At minimum, you should know how people are finding you, which pages get attention, and what actions users take once they arrive. Calls, form fills, direction requests, and profile views all tell part of the story. Patterns matter more than one-week spikes.
This is where a strategic approach helps. If your Google Business Profile gets views but few calls, the issue may be weak reviews or unclear categories. If your service pages get traffic but no inquiries, the messaging may not build confidence. If certain towns convert better than others, that can shape where you focus next.
Data does not need to be complicated to be useful. It just needs to be connected to decisions.
What to prioritize when time and budget are tight
If you are a busy owner with limited bandwidth, do not try to fix everything at once.

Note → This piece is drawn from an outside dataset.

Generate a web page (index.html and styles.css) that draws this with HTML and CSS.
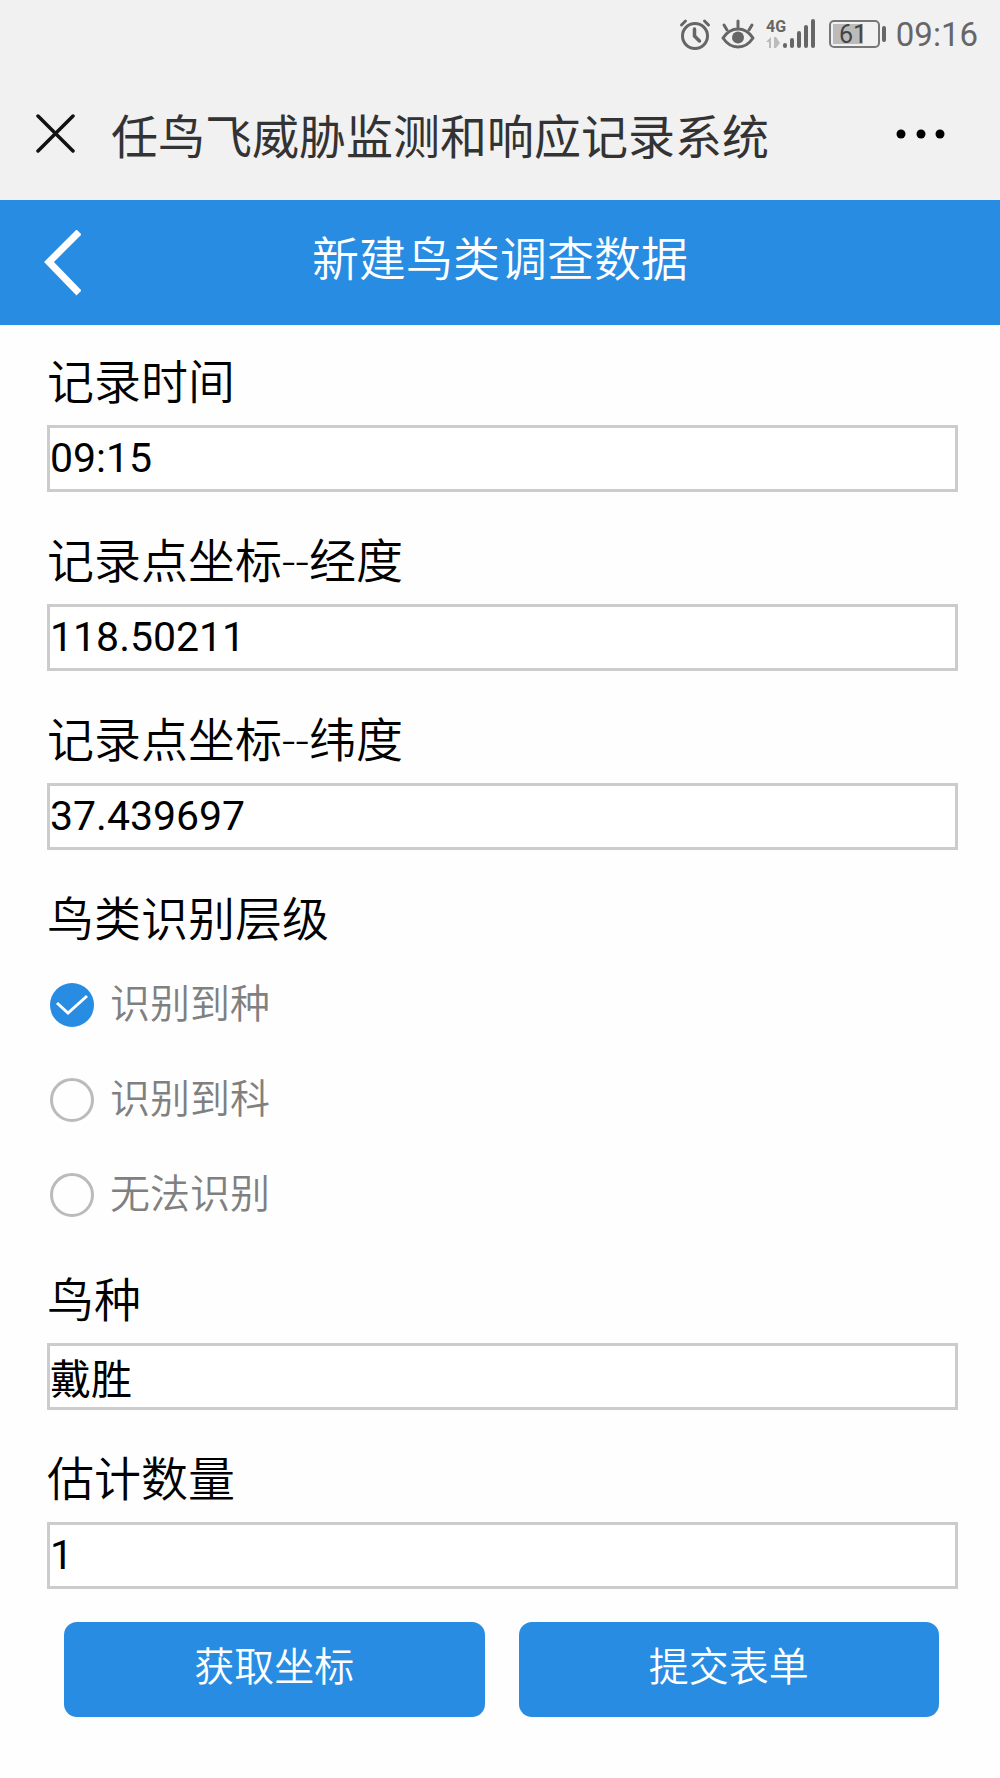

Start with the highest-leverage pieces: your Google Business Profile, your website service pages, your review process, and your business information consistency across the web.
After that, build a manageable rhythm. Update your profile regularly. Ask for reviews every week. Improve one key page at a time. Publish content that answers real questions from real customers. This kind of steady execution usually beats the stop-start pattern most small businesses fall into.
That is also why local visibility should be treated as a business system, not a one-time campaign. The businesses that stay visible are not always the loudest. They are often the most consistent. They make it easy to understand what they do, where they work, and why they are worth trusting.
If your marketing has felt scattered, that does not mean you are behind. It usually means you need a better structure. Brown Business Group often sees this with good local businesses that have strong reputations offline but weak digital signals online. Once those signals are aligned, the growth tends to feel a lot less random.
The goal is not to be everywhere. The goal is to show up clearly in the places that matter, so the right local customers can find you with confidence.